The 'Peak' normalization method finds the sample of the greatest magnitude within the file. Normalization is then done with this value as the peak. With the Normalize Peak Level set to 100% (0dB), the whole file will be amplified so that the peak reaches 0dB.
The 'Average Loudness (RMS)' normalization method normalizes according to the file's average loudness, or volume. Multiple files normalized to the same peak level using this method will have equal average loudness. The 'Normalize Peak Level' for this method should be set much lower than for the Peak method, because the average loudness will always be lower than the peak sample.
The 'Peak Loudness (RMS)' normalization method attempts to normalize according to how loud the loudest part of the file will sound. This is the best method to use to make multiple tracks sound equally loud. As with Average Loudness, the 'Normalize Peak Level' for this method should be set lower than for the Peak method, because the peak loudness is lower than the peak sample. The actual algorithm used takes the RMS of each 50ms window in the file, ranks the windows from loudest to quietest, and then takes the 95th percentile of these as the 'peak'. Note that no adjustment is made for humans' differing perception of different frequencies.
The Perceived Loudness (dBA) normalization method uses A-weighted decibels which is an expression of the relative loudness of sounds in air as perceived by the human ear. Normalization is made because the human ear is less sensitive at low audio frequencies, especially below 1000 Hz, than at high audio frequencies.

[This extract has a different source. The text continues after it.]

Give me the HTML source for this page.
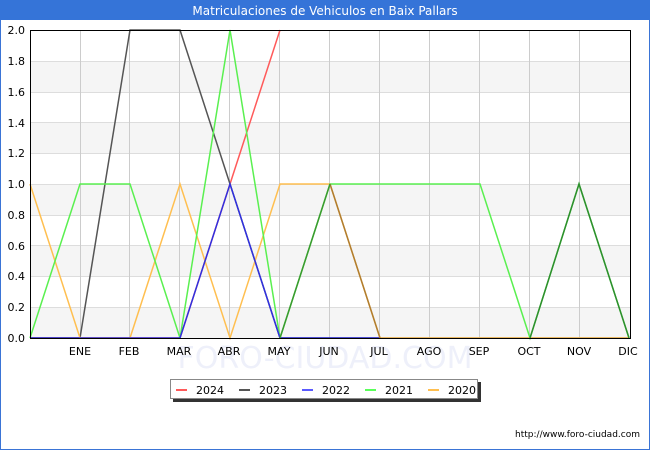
<!DOCTYPE html>
<html><head><style>
body{margin:0;width:650px;height:450px;overflow:hidden;background:#fff;font-family:"Liberation Sans","DejaVu Sans",sans-serif}
</style></head><body>
<svg width="650" height="450" xmlns="http://www.w3.org/2000/svg" font-family="DejaVu Sans, Liberation Sans, sans-serif">
<rect x="0.5" y="0.5" width="649" height="449" fill="#fff" stroke="#3a74d6"/>
<rect x="0" y="0" width="650" height="20" fill="#3574d8"/>
<text x="325" y="15" fill="#fff" font-size="12" text-anchor="middle">Matriculaciones de Vehiculos en Baix Pallars</text>
<g fill="#f5f5f5">
<rect x="30" y="61" width="601" height="31"/><rect x="30" y="123" width="601" height="30"/>
<rect x="30" y="184" width="601" height="31"/><rect x="30" y="246" width="601" height="30"/>
<rect x="30" y="307" width="601" height="31"/></g>
<g stroke="#ddd" stroke-width="1">
<path d="M30 61.5H631M30 92.5H631M30 122.5H631M30 153.5H631M30 184.5H631M30 215.5H631M30 245.5H631M30 276.5H631M30 307.5H631"/></g>
<g stroke="#ccc"><path d="M80.5 30V338M129.5 30V338M179.5 30V338M229.5 30V338M279.5 30V338M329.5 30V338M379.5 30V338M429.5 30V338M479.5 30V338M529.5 30V338M579.5 30V338"/></g>
<text x="325" y="368" font-size="30" fill="#eef0fa" text-anchor="middle">FORO-CIUDAD.COM</text>
<g fill="none" stroke-width="1.5" stroke-linejoin="miter">
<polyline stroke="#ff5a5a" points="30,338 80,338 130,338 180,338 230,184 280,30"/>
<polyline stroke="#555" points="30,338 80,338 130,30 180,30 230,184 280,338 629,338"/>
<polyline stroke="#ffbf50" points="30,184 80,338 130,338 180,184 230,338 280,184 330,184 380,338 629,338"/>
<polyline stroke="#5af050" points="30,338 80,184 130,184 180,338 230,30 280,338 330,184 380,184 430,184 480,184 530,338 579,184 629,338"/>
<polyline stroke="#3030e0" points="30,338 180,338 230,184 280,338 380,338"/>
<polyline stroke="#b07d30" points="330,184 380,338"/>
<polyline stroke="#3a9a30" points="280,338 330,184 M530,338" />
<polyline stroke="#2e8e2e" points="530,338 579,184 629,338"/>
</g>
<rect x="30.5" y="30.5" width="600" height="308" fill="none" stroke="#000"/>
<g font-size="11" fill="#000" text-anchor="end">
<text x="25" y="34">2.0</text><text x="25" y="65">1.8</text><text x="25" y="96">1.6</text><text x="25" y="127">1.4</text><text x="25" y="157">1.2</text><text x="25" y="188">1.0</text><text x="25" y="219">0.8</text><text x="25" y="250">0.6</text><text x="25" y="280">0.4</text><text x="25" y="311">0.2</text><text x="25" y="342">0.0</text></g>
<g font-size="11" fill="#000" text-anchor="middle">
<text x="80" y="355">ENE</text><text x="129" y="355">FEB</text><text x="179" y="355">MAR</text><text x="229" y="355">ABR</text><text x="279" y="355">MAY</text><text x="329" y="355">JUN</text><text x="379" y="355">JUL</text><text x="429" y="355">AGO</text><text x="479" y="355">SEP</text><text x="529" y="355">OCT</text><text x="579" y="355">NOV</text><text x="628" y="355">DIC</text></g>
<rect x="173" y="382" width="308" height="20" fill="#333"/>
<rect x="170.5" y="379.5" width="307" height="19" fill="#fff" stroke="#888"/>
<g stroke-width="2"><path d="M176 390H187" stroke="#ff5a5a"/><path d="M239 390H250" stroke="#555"/><path d="M302 390H313" stroke="#5a5aff"/><path d="M365 390H376" stroke="#5aff5a"/><path d="M428 390H439" stroke="#ffbf50"/></g>
<g font-size="11" fill="#000"><text x="196" y="394">2024</text><text x="259" y="394">2023</text><text x="322" y="394">2022</text><text x="385" y="394">2021</text><text x="448" y="394">2020</text></g>
<text x="640" y="437" font-size="9" fill="#000" text-anchor="end">http://www.foro-ciudad.com</text>
</svg>
</body></html>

The Integrated Loudness (EBU) normalization method uses the R-128, an international standard for loudness normalisation and maximum level of audio signals. Several platforms use this such as Spotify (-14dB), YouTube (-14dB), Apple Music (-16dB), Facebook (-18dB), and TV / Radio (-23dB). See EBU R-128 for more details.
When you load a file into the app, if the Auto Normalize Detection is enabled and normalization is suitable, a Normalize button will appear on the Waveform. Click the button to apply the normalization. Click the dropdown arrow to see more options.
On the Levels toolbar, you can click the Normalize button dropdown arrow to see more options including the Auto Normalize Settings.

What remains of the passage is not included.